_Instructions for the task_
Return each line holding the string "screenshot".

_Material for the task_

────────────────────

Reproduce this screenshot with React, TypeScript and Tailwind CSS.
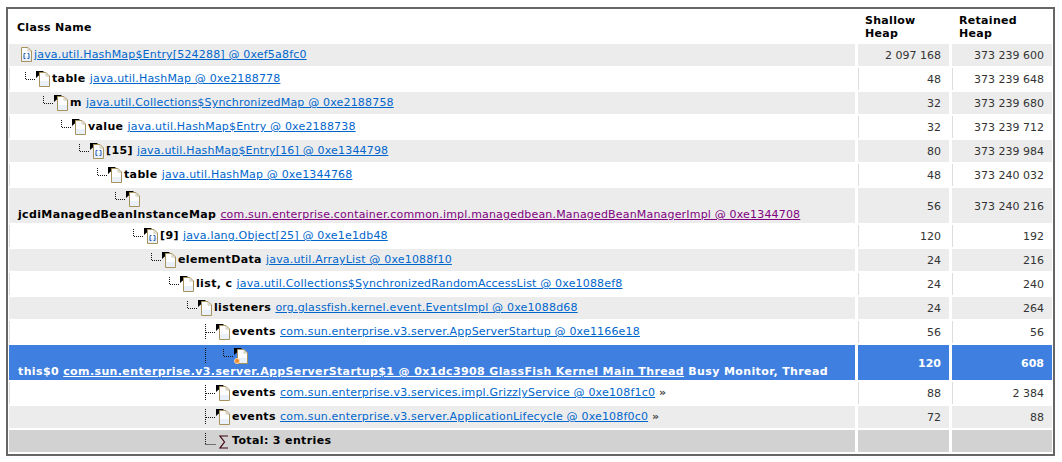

────────────────────

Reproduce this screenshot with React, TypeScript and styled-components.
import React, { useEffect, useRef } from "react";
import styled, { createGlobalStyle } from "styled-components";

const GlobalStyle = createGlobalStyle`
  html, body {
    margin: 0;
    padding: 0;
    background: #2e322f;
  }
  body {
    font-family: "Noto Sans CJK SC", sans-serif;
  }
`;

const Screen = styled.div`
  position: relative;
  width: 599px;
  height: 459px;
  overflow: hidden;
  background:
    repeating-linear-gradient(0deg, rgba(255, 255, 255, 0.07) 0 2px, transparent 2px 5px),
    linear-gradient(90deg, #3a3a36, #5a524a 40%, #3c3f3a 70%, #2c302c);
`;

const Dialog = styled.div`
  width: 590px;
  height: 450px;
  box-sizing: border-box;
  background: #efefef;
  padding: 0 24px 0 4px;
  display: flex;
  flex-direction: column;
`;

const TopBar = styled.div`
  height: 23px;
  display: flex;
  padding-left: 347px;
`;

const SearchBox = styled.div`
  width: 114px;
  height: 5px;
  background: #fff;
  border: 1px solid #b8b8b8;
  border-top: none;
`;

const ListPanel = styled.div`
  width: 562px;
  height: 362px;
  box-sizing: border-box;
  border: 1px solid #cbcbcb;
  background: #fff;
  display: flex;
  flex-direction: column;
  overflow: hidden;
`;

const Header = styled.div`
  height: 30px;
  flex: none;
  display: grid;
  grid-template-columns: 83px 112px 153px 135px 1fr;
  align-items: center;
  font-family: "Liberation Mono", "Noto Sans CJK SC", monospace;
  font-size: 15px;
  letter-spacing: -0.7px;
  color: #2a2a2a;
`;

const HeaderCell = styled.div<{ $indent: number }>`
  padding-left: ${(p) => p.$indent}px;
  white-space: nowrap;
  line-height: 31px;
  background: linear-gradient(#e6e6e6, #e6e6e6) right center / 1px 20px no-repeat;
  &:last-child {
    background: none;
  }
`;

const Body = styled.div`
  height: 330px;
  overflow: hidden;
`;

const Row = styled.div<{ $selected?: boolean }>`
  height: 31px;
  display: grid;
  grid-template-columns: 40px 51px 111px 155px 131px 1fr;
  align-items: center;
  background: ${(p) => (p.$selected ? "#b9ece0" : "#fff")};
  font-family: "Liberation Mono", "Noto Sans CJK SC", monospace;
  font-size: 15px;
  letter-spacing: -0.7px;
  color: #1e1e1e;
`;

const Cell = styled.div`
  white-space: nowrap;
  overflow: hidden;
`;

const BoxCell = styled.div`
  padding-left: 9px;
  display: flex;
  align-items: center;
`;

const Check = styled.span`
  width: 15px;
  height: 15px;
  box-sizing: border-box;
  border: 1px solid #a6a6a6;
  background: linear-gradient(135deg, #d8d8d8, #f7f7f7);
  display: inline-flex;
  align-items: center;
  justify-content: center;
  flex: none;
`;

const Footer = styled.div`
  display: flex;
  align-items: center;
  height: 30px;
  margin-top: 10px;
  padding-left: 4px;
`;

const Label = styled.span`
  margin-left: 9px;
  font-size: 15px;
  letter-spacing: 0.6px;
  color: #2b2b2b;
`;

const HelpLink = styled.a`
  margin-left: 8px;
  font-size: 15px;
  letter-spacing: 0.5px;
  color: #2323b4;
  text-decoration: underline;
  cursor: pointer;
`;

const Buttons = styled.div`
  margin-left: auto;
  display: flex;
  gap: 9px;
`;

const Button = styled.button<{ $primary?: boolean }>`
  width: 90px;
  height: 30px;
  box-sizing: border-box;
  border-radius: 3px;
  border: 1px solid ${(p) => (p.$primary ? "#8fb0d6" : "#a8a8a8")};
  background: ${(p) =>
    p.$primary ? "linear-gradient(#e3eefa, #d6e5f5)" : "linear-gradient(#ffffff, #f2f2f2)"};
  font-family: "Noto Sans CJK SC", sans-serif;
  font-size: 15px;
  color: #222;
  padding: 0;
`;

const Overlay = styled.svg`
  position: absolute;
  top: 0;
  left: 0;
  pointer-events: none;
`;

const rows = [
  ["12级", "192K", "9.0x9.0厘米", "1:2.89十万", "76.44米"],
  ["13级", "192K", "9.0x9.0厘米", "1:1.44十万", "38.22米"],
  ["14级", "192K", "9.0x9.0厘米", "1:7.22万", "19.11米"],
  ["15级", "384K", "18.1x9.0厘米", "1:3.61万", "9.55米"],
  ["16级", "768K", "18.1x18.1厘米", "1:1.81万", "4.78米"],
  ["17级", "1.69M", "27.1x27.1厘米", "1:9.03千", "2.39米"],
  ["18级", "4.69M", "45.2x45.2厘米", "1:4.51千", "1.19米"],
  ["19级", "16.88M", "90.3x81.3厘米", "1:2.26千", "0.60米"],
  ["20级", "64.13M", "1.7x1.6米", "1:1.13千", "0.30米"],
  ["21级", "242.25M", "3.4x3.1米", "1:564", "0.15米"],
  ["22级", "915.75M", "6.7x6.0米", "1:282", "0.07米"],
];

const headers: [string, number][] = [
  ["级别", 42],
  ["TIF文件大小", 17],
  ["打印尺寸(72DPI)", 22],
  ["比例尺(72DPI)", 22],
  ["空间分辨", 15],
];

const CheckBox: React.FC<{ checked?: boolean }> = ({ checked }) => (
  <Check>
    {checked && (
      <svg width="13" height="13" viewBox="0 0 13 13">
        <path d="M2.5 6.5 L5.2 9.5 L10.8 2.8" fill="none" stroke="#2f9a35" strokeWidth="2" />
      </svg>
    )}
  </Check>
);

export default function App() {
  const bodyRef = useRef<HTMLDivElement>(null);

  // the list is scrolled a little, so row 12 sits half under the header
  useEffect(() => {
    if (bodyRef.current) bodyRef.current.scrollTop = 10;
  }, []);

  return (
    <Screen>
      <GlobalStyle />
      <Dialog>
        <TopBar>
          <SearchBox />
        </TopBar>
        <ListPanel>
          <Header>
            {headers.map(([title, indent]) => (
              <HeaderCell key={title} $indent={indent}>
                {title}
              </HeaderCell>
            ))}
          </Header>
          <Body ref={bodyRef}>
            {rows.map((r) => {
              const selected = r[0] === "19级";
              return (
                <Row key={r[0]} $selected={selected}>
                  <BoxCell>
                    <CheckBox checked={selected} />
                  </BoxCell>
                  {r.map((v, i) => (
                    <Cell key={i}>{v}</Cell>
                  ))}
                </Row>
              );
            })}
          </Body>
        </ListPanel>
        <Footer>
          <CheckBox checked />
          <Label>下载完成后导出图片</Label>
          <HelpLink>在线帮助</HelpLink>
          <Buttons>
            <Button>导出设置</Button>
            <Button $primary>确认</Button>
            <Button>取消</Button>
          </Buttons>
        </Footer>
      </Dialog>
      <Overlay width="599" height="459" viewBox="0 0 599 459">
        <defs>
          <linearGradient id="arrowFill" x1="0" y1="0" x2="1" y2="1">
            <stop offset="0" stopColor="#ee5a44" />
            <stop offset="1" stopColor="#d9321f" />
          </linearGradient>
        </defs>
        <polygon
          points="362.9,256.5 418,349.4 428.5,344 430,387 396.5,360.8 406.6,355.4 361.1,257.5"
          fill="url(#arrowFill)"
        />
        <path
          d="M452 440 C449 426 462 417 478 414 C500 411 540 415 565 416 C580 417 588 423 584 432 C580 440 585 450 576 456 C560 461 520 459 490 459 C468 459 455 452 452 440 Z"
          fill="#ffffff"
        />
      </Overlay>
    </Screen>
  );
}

────────────────────

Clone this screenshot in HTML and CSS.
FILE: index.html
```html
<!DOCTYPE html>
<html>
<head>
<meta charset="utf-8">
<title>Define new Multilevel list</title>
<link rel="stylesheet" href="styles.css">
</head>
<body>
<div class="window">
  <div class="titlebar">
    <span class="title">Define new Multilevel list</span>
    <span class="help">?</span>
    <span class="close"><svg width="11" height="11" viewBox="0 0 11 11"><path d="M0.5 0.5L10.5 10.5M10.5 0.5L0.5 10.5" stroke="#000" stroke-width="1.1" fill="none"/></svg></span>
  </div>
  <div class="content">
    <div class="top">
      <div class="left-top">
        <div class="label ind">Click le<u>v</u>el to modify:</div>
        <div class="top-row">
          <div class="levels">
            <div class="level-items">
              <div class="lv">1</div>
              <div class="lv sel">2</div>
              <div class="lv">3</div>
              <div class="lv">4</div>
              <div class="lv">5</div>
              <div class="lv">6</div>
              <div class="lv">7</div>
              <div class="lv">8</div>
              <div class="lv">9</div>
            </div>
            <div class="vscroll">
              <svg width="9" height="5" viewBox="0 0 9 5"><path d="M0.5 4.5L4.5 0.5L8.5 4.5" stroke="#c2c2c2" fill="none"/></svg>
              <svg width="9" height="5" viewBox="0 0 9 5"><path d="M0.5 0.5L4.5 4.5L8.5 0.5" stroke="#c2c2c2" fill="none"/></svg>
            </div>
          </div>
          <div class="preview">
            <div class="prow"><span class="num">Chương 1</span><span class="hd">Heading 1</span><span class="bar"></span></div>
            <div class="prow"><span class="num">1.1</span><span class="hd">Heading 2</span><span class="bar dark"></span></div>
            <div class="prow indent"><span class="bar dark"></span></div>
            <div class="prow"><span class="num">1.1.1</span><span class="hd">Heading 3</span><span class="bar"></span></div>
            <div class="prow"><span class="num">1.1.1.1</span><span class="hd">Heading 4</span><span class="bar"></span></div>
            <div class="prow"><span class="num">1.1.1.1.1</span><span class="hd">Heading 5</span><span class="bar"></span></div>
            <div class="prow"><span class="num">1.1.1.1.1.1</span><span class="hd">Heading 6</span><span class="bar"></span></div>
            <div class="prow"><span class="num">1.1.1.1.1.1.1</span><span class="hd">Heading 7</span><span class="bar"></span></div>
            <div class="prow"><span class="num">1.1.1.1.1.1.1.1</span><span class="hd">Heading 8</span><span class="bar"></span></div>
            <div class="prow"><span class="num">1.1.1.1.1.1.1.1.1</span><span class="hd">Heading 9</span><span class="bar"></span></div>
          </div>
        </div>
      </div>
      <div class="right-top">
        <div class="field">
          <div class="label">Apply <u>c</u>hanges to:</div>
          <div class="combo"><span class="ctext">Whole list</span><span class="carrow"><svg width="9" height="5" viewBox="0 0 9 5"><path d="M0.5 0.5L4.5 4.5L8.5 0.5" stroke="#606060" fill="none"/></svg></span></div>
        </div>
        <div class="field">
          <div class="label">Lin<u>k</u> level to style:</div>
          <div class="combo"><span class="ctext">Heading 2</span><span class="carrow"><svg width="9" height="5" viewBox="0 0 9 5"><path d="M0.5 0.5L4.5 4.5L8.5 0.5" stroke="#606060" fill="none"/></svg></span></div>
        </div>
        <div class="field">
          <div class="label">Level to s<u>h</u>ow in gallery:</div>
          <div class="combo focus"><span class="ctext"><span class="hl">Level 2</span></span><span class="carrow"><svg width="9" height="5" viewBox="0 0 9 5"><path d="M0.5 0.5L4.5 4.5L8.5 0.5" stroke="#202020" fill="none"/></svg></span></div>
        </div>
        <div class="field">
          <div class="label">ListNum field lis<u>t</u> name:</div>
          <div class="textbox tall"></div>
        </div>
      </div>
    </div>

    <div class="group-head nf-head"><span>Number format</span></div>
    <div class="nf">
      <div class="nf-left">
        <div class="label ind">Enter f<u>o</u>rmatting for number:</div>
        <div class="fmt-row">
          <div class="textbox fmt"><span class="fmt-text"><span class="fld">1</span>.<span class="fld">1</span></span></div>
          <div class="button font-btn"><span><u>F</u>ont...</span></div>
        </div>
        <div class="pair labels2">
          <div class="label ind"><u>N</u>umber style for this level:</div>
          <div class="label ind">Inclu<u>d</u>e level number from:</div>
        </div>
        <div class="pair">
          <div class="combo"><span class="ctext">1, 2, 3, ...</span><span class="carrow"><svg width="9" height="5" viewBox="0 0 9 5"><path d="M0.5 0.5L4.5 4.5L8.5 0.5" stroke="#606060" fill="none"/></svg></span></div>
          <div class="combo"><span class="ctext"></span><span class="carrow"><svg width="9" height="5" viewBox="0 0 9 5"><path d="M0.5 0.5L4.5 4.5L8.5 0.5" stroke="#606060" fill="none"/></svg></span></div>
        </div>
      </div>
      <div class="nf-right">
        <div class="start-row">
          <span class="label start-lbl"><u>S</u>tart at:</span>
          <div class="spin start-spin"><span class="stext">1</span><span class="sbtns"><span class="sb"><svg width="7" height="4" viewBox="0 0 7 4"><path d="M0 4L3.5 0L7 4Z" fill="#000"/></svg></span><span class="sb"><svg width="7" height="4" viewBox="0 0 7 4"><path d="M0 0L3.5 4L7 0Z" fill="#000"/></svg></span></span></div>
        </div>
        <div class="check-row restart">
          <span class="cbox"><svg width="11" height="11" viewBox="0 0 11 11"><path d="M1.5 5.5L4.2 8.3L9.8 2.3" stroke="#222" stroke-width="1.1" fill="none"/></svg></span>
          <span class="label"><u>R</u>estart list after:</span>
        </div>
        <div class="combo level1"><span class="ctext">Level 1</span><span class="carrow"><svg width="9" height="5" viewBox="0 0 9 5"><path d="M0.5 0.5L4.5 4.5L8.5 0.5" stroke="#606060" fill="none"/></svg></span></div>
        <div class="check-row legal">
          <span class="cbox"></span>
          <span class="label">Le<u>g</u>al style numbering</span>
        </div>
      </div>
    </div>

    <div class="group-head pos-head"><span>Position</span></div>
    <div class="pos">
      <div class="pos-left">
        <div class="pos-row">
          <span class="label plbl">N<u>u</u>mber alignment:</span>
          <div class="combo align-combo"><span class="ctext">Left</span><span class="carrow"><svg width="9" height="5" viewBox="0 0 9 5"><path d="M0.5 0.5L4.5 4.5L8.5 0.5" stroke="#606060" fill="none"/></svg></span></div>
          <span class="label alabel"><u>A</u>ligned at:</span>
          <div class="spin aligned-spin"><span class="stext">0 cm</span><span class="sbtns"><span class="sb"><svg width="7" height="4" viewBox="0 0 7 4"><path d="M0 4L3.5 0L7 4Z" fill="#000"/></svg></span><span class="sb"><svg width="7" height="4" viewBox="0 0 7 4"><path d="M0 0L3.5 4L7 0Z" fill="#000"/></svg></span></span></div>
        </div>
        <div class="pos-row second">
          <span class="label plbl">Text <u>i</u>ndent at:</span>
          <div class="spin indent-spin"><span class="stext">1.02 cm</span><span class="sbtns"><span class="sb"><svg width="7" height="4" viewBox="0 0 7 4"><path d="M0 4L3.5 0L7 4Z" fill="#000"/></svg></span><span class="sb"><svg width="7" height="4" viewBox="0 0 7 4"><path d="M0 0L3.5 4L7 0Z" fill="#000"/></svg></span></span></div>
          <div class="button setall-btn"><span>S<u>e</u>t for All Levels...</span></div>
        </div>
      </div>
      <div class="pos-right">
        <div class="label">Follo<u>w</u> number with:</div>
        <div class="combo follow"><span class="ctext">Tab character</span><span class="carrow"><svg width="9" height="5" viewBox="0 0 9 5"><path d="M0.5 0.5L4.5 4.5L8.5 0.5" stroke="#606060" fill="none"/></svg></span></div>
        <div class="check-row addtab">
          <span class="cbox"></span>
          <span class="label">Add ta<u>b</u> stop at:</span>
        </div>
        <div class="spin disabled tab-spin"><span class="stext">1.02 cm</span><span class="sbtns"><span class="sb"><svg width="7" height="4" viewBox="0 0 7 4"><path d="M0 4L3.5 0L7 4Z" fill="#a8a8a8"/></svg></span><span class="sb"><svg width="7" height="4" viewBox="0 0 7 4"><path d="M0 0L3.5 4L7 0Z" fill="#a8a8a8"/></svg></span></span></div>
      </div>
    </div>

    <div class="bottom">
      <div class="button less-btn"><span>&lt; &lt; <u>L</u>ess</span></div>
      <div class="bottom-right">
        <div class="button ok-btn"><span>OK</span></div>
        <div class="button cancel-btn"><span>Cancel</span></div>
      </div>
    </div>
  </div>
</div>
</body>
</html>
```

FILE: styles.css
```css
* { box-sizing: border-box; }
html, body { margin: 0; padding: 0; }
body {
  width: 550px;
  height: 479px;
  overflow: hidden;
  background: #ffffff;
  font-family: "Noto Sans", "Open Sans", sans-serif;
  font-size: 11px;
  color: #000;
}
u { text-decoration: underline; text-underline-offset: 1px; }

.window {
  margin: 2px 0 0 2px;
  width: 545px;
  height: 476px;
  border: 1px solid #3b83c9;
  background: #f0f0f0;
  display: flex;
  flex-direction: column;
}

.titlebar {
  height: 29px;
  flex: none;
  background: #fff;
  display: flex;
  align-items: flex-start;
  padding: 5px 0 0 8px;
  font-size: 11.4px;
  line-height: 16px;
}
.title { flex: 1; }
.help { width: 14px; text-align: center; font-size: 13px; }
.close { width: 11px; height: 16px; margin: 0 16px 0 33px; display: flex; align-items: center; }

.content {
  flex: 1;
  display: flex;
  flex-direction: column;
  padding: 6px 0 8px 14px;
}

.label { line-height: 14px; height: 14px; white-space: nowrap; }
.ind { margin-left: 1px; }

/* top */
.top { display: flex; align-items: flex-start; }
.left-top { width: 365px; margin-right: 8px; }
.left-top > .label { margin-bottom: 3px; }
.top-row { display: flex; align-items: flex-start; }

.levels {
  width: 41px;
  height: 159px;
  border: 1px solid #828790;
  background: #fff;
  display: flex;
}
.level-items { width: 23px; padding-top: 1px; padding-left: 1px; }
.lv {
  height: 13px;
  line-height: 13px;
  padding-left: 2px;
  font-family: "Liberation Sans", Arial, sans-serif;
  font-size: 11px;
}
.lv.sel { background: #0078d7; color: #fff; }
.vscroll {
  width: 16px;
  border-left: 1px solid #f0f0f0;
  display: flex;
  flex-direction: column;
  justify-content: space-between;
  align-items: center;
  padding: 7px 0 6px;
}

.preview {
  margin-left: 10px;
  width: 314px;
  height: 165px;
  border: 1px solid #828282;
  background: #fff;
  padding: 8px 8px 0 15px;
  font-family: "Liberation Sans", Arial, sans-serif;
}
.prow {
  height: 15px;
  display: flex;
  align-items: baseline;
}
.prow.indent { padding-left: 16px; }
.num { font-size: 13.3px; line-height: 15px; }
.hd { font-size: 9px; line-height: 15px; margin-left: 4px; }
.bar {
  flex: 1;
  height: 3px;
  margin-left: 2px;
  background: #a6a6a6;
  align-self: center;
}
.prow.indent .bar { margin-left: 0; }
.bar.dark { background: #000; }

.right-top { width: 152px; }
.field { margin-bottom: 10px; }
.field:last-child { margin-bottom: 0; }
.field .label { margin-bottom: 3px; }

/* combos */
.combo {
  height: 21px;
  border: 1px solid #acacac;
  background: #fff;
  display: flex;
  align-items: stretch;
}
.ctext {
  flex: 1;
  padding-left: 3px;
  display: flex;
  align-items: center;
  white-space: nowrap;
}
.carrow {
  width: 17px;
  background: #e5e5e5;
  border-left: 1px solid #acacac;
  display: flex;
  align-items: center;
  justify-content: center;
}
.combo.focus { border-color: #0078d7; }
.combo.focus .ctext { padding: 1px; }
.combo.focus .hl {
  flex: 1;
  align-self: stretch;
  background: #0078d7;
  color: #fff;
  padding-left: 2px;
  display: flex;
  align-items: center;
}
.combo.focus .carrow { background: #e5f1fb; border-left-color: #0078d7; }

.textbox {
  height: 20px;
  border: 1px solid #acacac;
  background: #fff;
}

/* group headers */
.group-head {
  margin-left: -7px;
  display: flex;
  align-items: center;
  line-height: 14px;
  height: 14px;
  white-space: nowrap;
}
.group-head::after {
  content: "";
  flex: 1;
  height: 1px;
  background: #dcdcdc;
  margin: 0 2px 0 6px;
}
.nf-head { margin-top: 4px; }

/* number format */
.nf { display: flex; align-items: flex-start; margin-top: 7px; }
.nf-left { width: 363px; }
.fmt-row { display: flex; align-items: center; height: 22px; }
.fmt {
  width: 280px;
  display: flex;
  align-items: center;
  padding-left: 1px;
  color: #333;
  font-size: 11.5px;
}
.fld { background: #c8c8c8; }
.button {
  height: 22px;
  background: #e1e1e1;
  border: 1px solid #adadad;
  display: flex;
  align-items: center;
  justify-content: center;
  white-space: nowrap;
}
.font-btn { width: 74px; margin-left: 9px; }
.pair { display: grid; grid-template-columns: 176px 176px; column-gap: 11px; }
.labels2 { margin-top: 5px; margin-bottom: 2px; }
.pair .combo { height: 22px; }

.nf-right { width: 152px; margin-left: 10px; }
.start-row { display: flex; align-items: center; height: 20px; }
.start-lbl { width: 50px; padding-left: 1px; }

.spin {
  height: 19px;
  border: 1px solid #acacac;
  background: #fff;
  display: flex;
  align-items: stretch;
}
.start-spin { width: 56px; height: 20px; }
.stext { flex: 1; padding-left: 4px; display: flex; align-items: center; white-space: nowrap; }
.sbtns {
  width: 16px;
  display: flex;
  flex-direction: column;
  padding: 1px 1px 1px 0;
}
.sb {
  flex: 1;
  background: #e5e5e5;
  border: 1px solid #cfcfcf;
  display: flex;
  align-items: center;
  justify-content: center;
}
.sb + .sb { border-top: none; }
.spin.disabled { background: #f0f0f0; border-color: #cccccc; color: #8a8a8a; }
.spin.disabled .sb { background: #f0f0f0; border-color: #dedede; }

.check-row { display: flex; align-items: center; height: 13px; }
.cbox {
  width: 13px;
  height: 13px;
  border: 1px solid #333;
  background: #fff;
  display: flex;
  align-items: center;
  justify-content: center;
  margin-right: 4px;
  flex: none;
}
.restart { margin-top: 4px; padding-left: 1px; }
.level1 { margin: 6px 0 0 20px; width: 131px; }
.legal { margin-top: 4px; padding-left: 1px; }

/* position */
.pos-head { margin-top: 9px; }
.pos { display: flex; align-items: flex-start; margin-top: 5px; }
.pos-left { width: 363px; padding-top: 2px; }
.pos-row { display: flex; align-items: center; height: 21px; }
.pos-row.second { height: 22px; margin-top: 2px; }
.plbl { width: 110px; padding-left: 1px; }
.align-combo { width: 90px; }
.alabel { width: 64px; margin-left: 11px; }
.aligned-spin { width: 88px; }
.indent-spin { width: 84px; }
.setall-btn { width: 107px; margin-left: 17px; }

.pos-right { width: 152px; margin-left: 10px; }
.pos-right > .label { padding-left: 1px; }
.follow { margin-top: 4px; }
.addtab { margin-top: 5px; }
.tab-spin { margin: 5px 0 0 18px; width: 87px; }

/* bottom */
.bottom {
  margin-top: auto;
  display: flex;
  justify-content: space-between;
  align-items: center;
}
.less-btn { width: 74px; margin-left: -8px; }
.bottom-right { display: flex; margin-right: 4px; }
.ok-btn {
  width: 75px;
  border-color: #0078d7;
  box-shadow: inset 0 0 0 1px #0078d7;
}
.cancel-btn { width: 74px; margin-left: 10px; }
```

────────────────────

_Reply to the task_
Reproduce this screenshot with React, TypeScript and Tailwind CSS.
Reproduce this screenshot with React, TypeScript and styled-components.
Clone this screenshot in HTML and CSS.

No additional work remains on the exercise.